Roughly speaking, we prove that for a (separable) Banach space \(X\) the following two conditions are equivalent: (i) \(X\) is almost isometrically contained in the class of subspaces of \(c_ 0\) sharing the metric approximation property. (ii) \(X\) is almost isometrically contained in the class of Banach spaces \(Y\) with the following property: There is a sequence \((F_ n)\) of finite rank operators converging strongly to the identity such that for some sequence \((\delta_ n)\) of non-negative numbers tending to zero \[ \| F_ ny_ 1+(\text{Id}-F_ n)y_ 2\|\leq1+\delta_ n\| y_ 1- y_ 2\| \] for all \(y_{1,2}\) contained by \(B_ Y\), the unit ball of \(Y\).
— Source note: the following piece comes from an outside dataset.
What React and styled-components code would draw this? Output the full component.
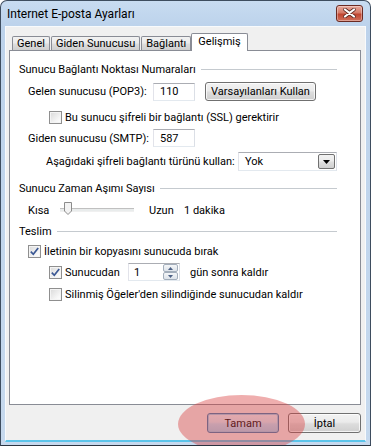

This characterization has grown out of an attempt to relate the class of spaces \(X\) for which \(K(Y,X)\) is an M-ideal in \(L(Y,X)\) for every \(Y\) to the class of subspaces of \(c_ 0\) sharing the metric approximation property. This latter class can be characterized by the condition [see \textit{R. Paya} and \textit{W. Werner}, An approximation property related to \(M\)-ideals of compact operators, Proc. Am. Math. Soc. 111, No. 4, 993-1001 (1991)] \[ \sup_{\| x_{1,2}\|\leq1}\| F_ nx_ 1+(\text{Id}-F_ n)x_ 2\|\leq1+\varepsilon_ n \] where \((F_ n)\) again converges strongly to the identity, \(x_{1,2}\) are in \(B_ X\), \(\varepsilon\geq0\) and \(\varepsilon_ n\to0\).